Japanese ramen chain Ichiran, is known for low-interaction dining. Here, diners are encouraged to eat without saying a word. Seated in individual ramen booths, they have to fill out ticket orders, and then receive food from anonymous hands through a window that’s draped with curtains. The idea is to eat your meal without any social interaction (neither seeing nor speaking to another human being). And while you may think that this concept would appeal to a handful, think again! As ramen lovers queue up to have their fill, the chain has expanded beyond the East and has also opened an outlet in America. Instagram bears witness to the popularity of this chain on social media, especially with Gen Z who shies away from social interaction. And while fast foods chains go the distance to please Millennials, we look at whether this is a fad that’s here to stay. For the moment, the ball is in Gen Z’s court.

‘Catering to Millennials looking for exceptional experiences’

Zorawar Kalra, the founder and managing director, Massive Restaurants Pvt Ltd, believes today, Millennials are looking for exceptional experiences not just at a premium restaurant, but also in the confines and comfort of their own homes. Thus, food delivery portals and corresponding mobile apps have emerged. He adds, “The components of most fine dine dishes are complex and are presented with innovative plating so as to increase its aesthetic appeal while delighting the palate with its gourmet flavours. If restaurants can manage to recreate the visual appeal of a gourmet dish, as it is presented in the restaurant, and offer a premium fine dining experience outside the confines of five-star hotels, or standalone restaurants, this trend is likely to gain traction.” And while restaurateurs agree that there’s a market for low-interaction dining, they also are unanimous in their estimate of how this concept will take a while to trickle down.

‘Market for low-interaction dining exists’
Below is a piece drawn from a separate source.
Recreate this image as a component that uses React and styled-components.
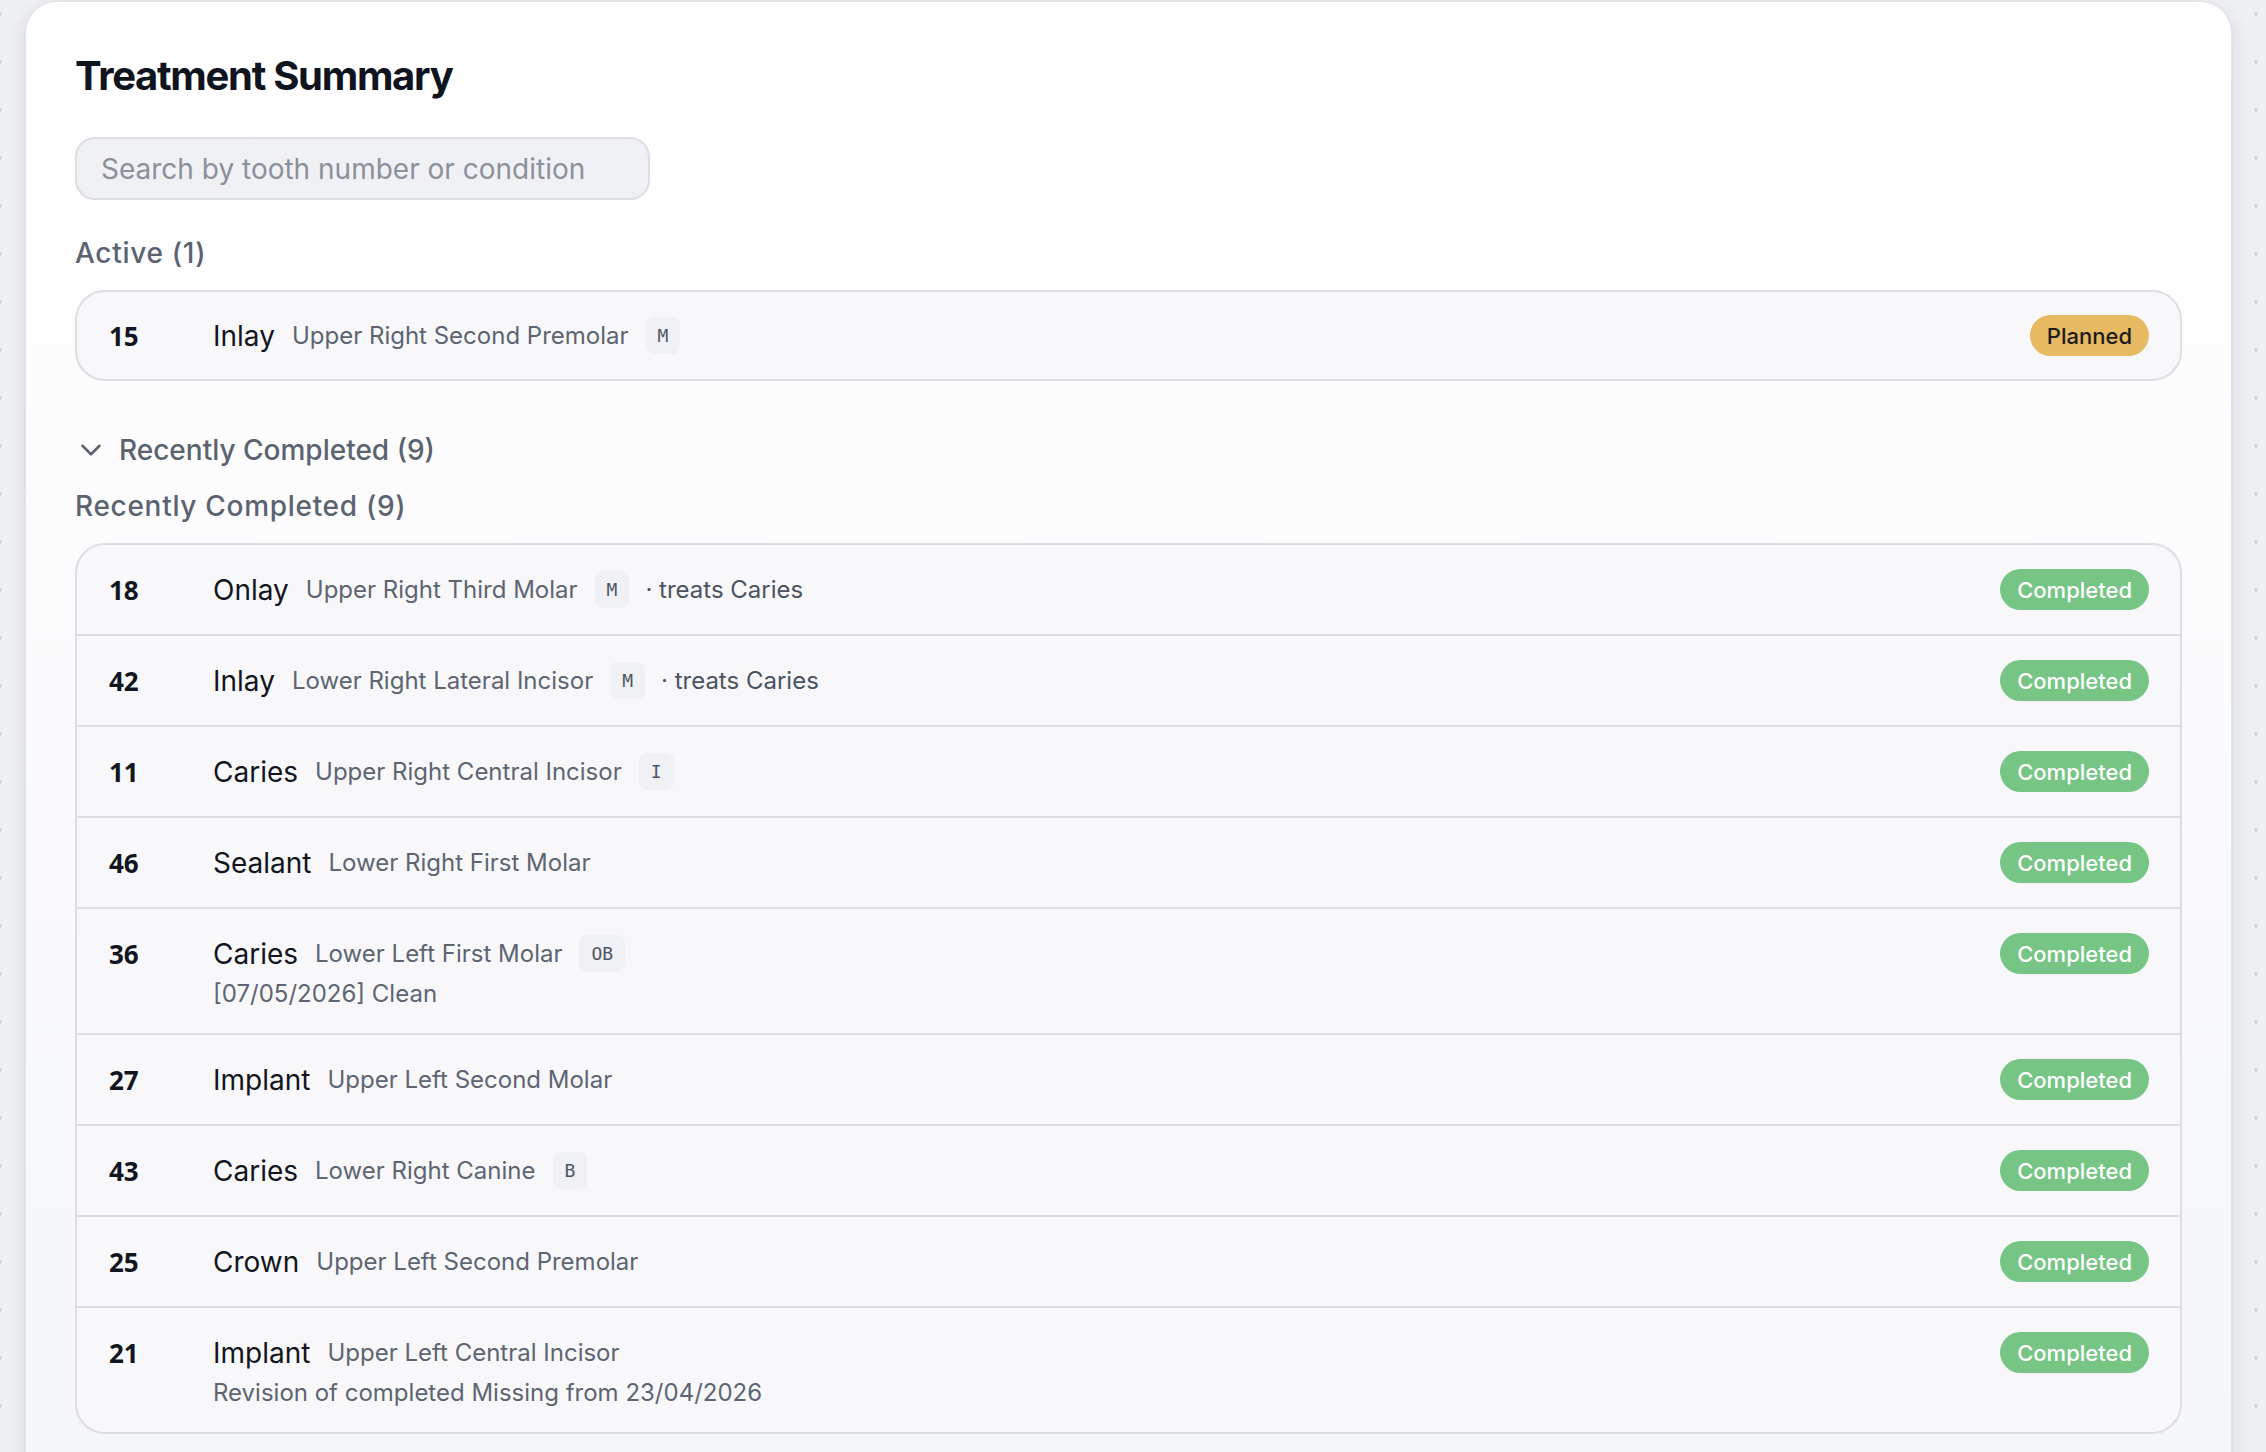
import React from "react";
import styled, { createGlobalStyle } from "styled-components";

const GlobalStyle = createGlobalStyle`
  html, body {
    margin: 0;
    padding: 0;
  }
  body {
    background-color: #eef0f3;
    background-image: radial-gradient(circle, #d2d5da 1.6px, transparent 2px);
    background-size: 48px 48px;
    background-position: -24px -10px;
    font-family: Inter, "Noto Sans", sans-serif;
  }
  * { box-sizing: border-box; }
`;

const Page = styled.div`
  padding: 1px 34px 0 25px;
`;

const Card = styled.section`
  display: flex;
  flex-direction: column;
  background: linear-gradient(180deg, #ffffff 0%, #fbfbfd 45%, #f4f6fa 100%);
  border: 1px solid #e2e4e8;
  border-radius: 32px;
  box-shadow: 0 6px 22px rgba(20, 28, 45, 0.10), 0 1px 3px rgba(20, 28, 45, 0.06);
  padding: 50px 49px 50px 49px;
`;

const Title = styled.h1`
  margin: 0 0 37px;
  font-family: Inter, sans-serif;
  font-weight: 700;
  font-size: 40px;
  line-height: 48px;
  letter-spacing: -1.3px;
  color: #0f141e;
`;

const SearchInput = styled.input`
  width: 575px;
  height: 63px;
  margin: 0 0 35px;
  padding: 0 24px;
  border: 2px solid #dcdee3;
  border-radius: 20px;
  background: #f0f1f5;
  font-family: Inter, sans-serif;
  font-size: 28px;
  color: #1f2430;
  outline: none;
  &::placeholder {
    color: #8b909a;
  }
`;

const SectionLabel = styled.h2`
  margin: 0 0 19px;
  font-family: Inter, sans-serif;
  font-weight: 500;
  font-size: 28px;
  line-height: 36px;
  letter-spacing: 0.7px;
  color: #5b6371;
`;

const Toggle = styled.button`
  display: flex;
  align-items: center;
  gap: 11px;
  margin: 51px 0 20px -1px;
  padding: 0;
  border: 0;
  background: none;
  font-family: Inter, sans-serif;
  font-weight: 500;
  font-size: 28px;
  line-height: 36px;
  color: #5b6371;
  cursor: pointer;
  text-align: left;
`;

const ListBox = styled.div`
  border: 2px solid #dddee3;
  border-radius: 30px;
  background: #f8f8fa;
  overflow: hidden;
`;

const Row = styled.div`
  display: flex;
  align-items: flex-start;
  gap: 24px;
  padding: ${(p) => (p.$tight ? "23px" : "24px")} 31px 0 32px;
  padding-bottom: ${(p) => (p.$tight ? "23px" : "24px")};
  & + & {
    border-top: 2px solid #dddee3;
  }
`;

const ToothNo = styled.div`
  flex: 0 0 80px;
  height: 41px;
  display: flex;
  align-items: center;
  font-family: "Open Sans", "Noto Sans", sans-serif;
  font-weight: 700;
  font-size: 26px;
  color: #111520;
`;

const Body = styled.div`
  flex: 1;
  display: flex;
  flex-direction: column;
`;

const Line = styled.div`
  display: flex;
  align-items: center;
  min-height: 41px;
`;

const Name = styled.span`
  font-family: Inter, sans-serif;
  font-size: 28px;
  color: #12151d;
`;

const Region = styled.span`
  margin-left: 17px;
  font-family: Inter, sans-serif;
  font-size: 24px;
  color: #5d6472;
`;

const Tag = styled.span`
  margin-left: 17px;
  height: 37px;
  padding: 0 12px;
  display: inline-flex;
  align-items: center;
  border-radius: 8px;
  background: #f0f1f4;
  font-family: "DejaVu Sans Mono", "Liberation Mono", monospace;
  font-size: 18px;
  color: #4f5663;
`;

const Extra = styled.span`
  margin-left: 16px;
  font-family: Inter, sans-serif;
  font-size: 24px;
  color: #4b5261;
`;

const Note = styled.div`
  margin-top: 4px;
  font-family: Inter, sans-serif;
  font-size: 24px;
  line-height: 31px;
  color: #5d6472;
`;

const Status = styled.span`
  flex-shrink: 0;
  height: 41px;
  padding: 0 17px;
  display: inline-flex;
  align-items: center;
  border-radius: 999px;
  font-family: Inter, sans-serif;
  font-weight: 500;
  font-size: 22px;
  background: ${(p) => (p.$tone === "planned" ? "#e8b963" : "#76c585")};
  color: ${(p) => (p.$tone === "planned" ? "#1b1b1b" : "#ffffff")};
`;

const Chevron = () => (
  <svg width="34" height="34" viewBox="0 0 24 24" fill="none" stroke="#5b6371" strokeWidth="1.8" strokeLinecap="round" strokeLinejoin="round">
    <path d="m6 9 6 6 6-6" />
  </svg>
);

const active = [
  { no: 15, name: "Inlay", region: "Upper Right Second Premolar", tag: "M", status: "Planned" },
];

const completed = [
  { no: 18, name: "Onlay", region: "Upper Right Third Molar", tag: "M", extra: "· treats Caries" },
  { no: 42, name: "Inlay", region: "Lower Right Lateral Incisor", tag: "M", extra: "· treats Caries" },
  { no: 11, name: "Caries", region: "Upper Right Central Incisor", tag: "I" },
  { no: 46, name: "Sealant", region: "Lower Right First Molar" },
  { no: 36, name: "Caries", region: "Lower Left First Molar", tag: "OB", note: "[07/05/2026] Clean" },
  { no: 27, name: "Implant", region: "Upper Left Second Molar" },
  { no: 43, name: "Caries", region: "Lower Right Canine", tag: "B" },
  { no: 25, name: "Crown", region: "Upper Left Second Premolar" },
  { no: 21, name: "Implant", region: "Upper Left Central Incisor", note: "Revision of completed Missing from 23/04/2026" },
];

function TreatmentRow({ item, tight }) {
  const planned = item.status === "Planned";
  return (
    <Row $tight={tight}>
      <ToothNo>{item.no}</ToothNo>
      <Body>
        <Line>
          <Name>{item.name}</Name>
          <Region>{item.region}</Region>
          {item.tag && <Tag>{item.tag}</Tag>}
          {item.extra && <Extra>{item.extra}</Extra>}
        </Line>
        {item.note && <Note>{item.note}</Note>}
      </Body>
      <Status $tone={planned ? "planned" : "completed"}>{item.status || "Completed"}</Status>
    </Row>
  );
}

export default function App() {
  return (
    <>
      <GlobalStyle />
      <Page>
        <Card>
          <Title>Treatment Summary</Title>
          <SearchInput placeholder="Search by tooth number or condition" />
          <SectionLabel>Active (1)</SectionLabel>
          <ListBox>
            {active.map((it) => (
              <TreatmentRow key={it.no} item={it} tight />
            ))}
          </ListBox>
          <Toggle>
            <Chevron />
            Recently Completed (9)
          </Toggle>
          <SectionLabel>Recently Completed (9)</SectionLabel>
          <ListBox>
            {completed.map((it) => (
              <TreatmentRow key={it.no} item={it} />
            ))}
          </ListBox>
        </Card>
      </Page>
    </>
  );
}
Low-interaction dining is not a new concept as a couple of restaurants have tried a version of it with diners wearing a blindfold as they eat their meal. Restaurateur AD Singh’s Greenhouse at Olive in Delhi has also attempted to enhance the fine dine experience with this once-a-month event. He says, “We encourage diners to wear a blindfold and focus entirely on the food in front of them. Their experience was startling for them as they felt they had never tasted their food so sharply and acutely. As such, there is certainly a market for low-interaction dining but overall, I feel for most, dining will continue to be about sharing and as a social occasion.” Owner and chef of Soul Fry in Bandra, Meldan D’Cunha agrees and adds, “Millennials have no time for small talk with the restaurant staff. Even when they come in, it’s all about catching up with friends over a few drinks and bar bites. I don’t see them eating in complete isolation for now, as fine dine and dining out is still very much a social occasion, but then you never know when things could change. For now, it will be a couple of years more before low-interaction dining catches on here.”